Intel have confirmed that their first discrete Xe GPU is still on track to release before the end of 2020. Code-named DG1, the graphics card is currently in production and will begin shipping before the end of the year, just in time for an almighty showdown between the upcoming Nvidia Ampere cards and the next-generation of Big Navi GPUs.
Information around the DG1's exact specs are still thin on the ground at the moment, but Intel have revealed a few more details about its Xe-LP micro architecture at their Architecture Day 2020 conference today. Xe-LP (standing for low power) is one of two Xe-based architectures being readied by Intel, and it's set to be their most efficient architecture for PC and laptops yet.
Xe-LP GPUs will contain up to 96 EUs, or execution units, according to Intel (which is their version of Nvidia's CUDA cores and AMD's Stream Processors), and will support a number of DirectX 12 features such as asynchronous compute (which allows it to perform graphics and compute workloads simultaneously), sampler feedback (which allows games to load into memory only the bits it needs for a particular scene) and view instancing (which is all to do with running shaders and rendering).
It will also support Intel's new Intel Graphics Command Centre software, which will introduce features such as instant game tuning, video capture, streaming and adaptive image sharpening for improved performance, the latter of which will also supported by AMD's Big Navi cards and their second gen RDNA architecture and Nvidia's RTX GPUs.
The second Xe architecture they revealed today was Xe-HP (standing for high power). The first Xe-HP chip "has been powered on and [is] back from the labs", according to Intel, but it won't be available until next year. Still, the key thing about Xe-HP is that it's going to scalable, providing "data centre-class, rack-level media performance" in a range of different form factors and variants.
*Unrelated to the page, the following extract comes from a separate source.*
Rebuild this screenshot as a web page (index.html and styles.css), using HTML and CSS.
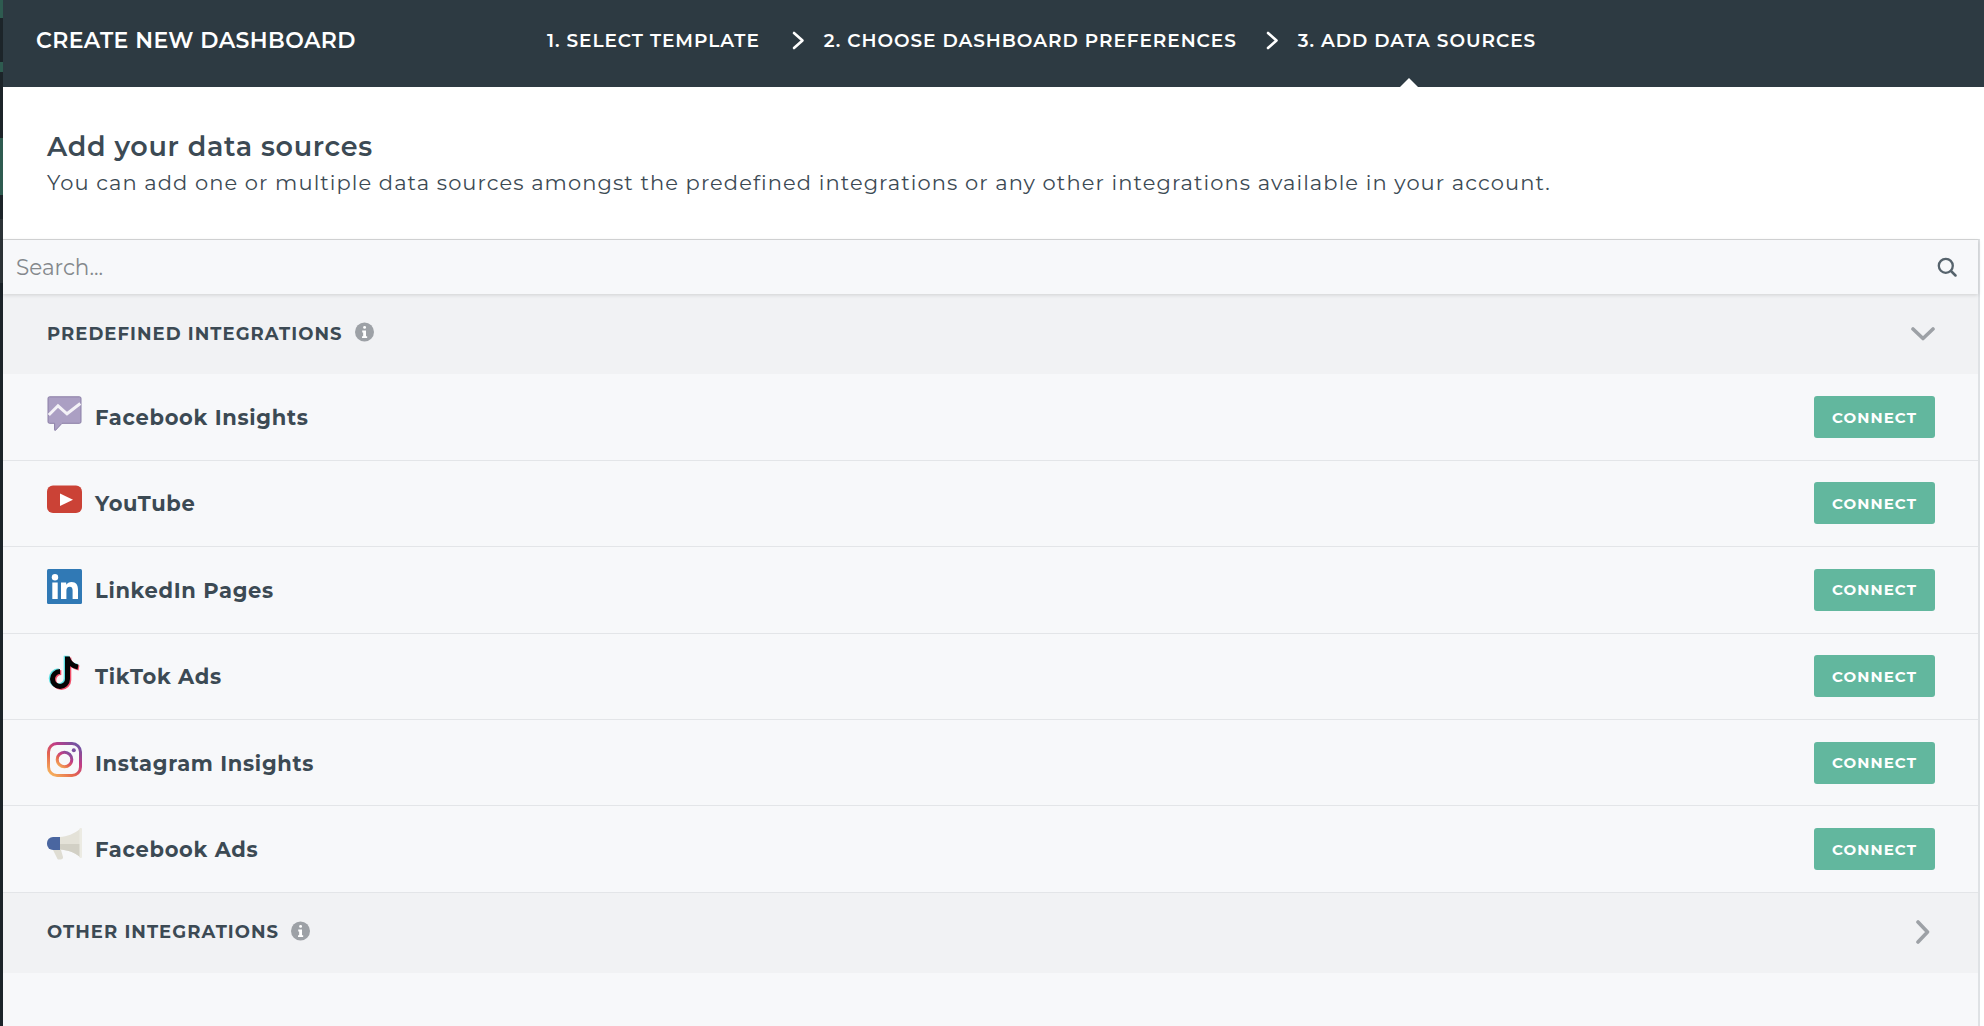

One such variant is the Xe-HPG, which is Intel's gaming optimised micro architecture. This is likely to be where Intel's proper Nvidia and AMD gaming GPU competitors will originate from, as Intel says Xe-HPG will combine the performance per watt building blocks from their Xe-LP microarchitecture with the scale of Xe-HP to create a range of gaming-focused configurations.
Intel also confirmed that Xe-HPG will also have GDDR6 memory and accelerated ray tracing support, and that their first Xe-HPG GPUs are expected to start shipping sometime in 2021.
As a result, it will probably still be some time before we see the epic Intel vs Nvidia vs AMD showdown we've been waiting for, but I'm still very intrigued by what Intel's DG1 Xe card is going to be capable of. When they first showed it off one of their mobile Xe chips at CES earlier this year, it was able to play Destiny 2 at a steady frame rate on a reasonably thin-looking laptop. Intel also said at the time that their Xe mobile GPUs will be able to double the graphics performance of their integrated Core graphics chips, too, which could signal the end of big expensive gaming laptops - and if that's what their mobile versions are going to be offering, then I can't wait to see what their Xe-LP GPUs are going to do to the budget end of the current graphics card spectrum.
Alas, we still don't know exactly when Intel's Xe DG1 GPU will arrive before the end of the year, but it's definitely one to watch.